Moreover, the Spotify model doesn’t bring any solution to manage the portfolio unlike SAFe. Spotify provides complete freedom and the team has to define everything. Overall Spotify is a lightweight framework.


There are no losers or winners, the SAFe framework and the Spotify model both have their advantages and disadvantages. The Spotify model offers some interesting concepts that you can use.

However, it will be essential to have an agile coach to help you set up. Whereas SAFe offers training and certification to understand their framework and to create coaches who can guide the team on the framework.

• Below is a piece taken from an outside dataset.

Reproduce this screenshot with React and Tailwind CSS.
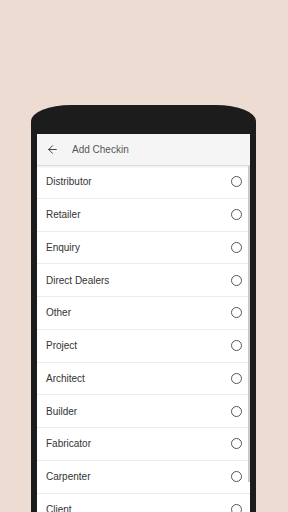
import { ArrowLeft } from 'lucide-react';

const ITEMS = [
  'Distributor',
  'Retailer',
  'Enquiry',
  'Direct Dealers',
  'Other',
  'Project',
  'Architect',
  'Builder',
  'Fabricator',
  'Carpenter',
  'Client',
  'Contractor',
];

export default function App() {
  return (
    <div
      className="w-[288px] h-[512px] overflow-hidden bg-[#ecdcd2] pt-[105px] pl-[31px]"
      style={{ fontFamily: '"Liberation Sans", Arial, sans-serif' }}
    >
      <div className="w-[225px] h-[420px] bg-[#1c1c1c] rounded-tl-[40px_16px] rounded-tr-[40px_16px] pt-[29px] px-[6px]">
        <div className="bg-white h-full flex flex-col">
          <div className="h-[32px] bg-[#f5f5f5] border-b border-[#dcdcdc] shadow-[0_1px_2px_rgba(0,0,0,0.08)] flex items-center px-[9px] shrink-0">
            <ArrowLeft size={13} strokeWidth={1.7} className="text-[#333]" />
            <span className="ml-[13px] text-[10px] text-[#555]">Add Checkin</span>
          </div>
          <div className="relative flex-1">
            <div className="absolute right-0 top-0 w-[2px] h-[316px] bg-[#c9c9c9]" />
            {ITEMS.map((item) => (
              <div
                key={item}
                className="h-[32.75px] border-b border-[#ebebeb] flex items-center justify-between pl-[9px] pr-[8px]"
              >
                <span className="text-[10px] text-[#333]">{item}</span>
                <span className="w-[11px] h-[11px] rounded-full border-[1.3px] border-[#555]" />
              </div>
            ))}
          </div>
        </div>
      </div>
    </div>
  );
}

One side Spotify provides complete freedom to the team to decide their way of working and on the other side, SAFe will ask you to follow a set of recommendations for its implementation, which is much more reassuring by its strict framework side.

The best option would be to use a mix of SAFe and Spotify model and it can produce a very interesting outcome when we blend the Spotify model with SAFe tools.

***Here a video that explains and demonstrates the Spotify Scaling Agile model in detail with examples. Please check out the same to have a better understanding of the Spotify Scaling Agile model. ***

People should be wondering why I am writing this article when people are talking about a disciplined agile, Scaled agile framework. The reason why I am writing this article because I find the Spotify model is different and innovative.

As it’s easy to follow a framework or methodology which is already defined but using agile principles and manifesto creating something on your own and then the rest started following it, is quite impressive.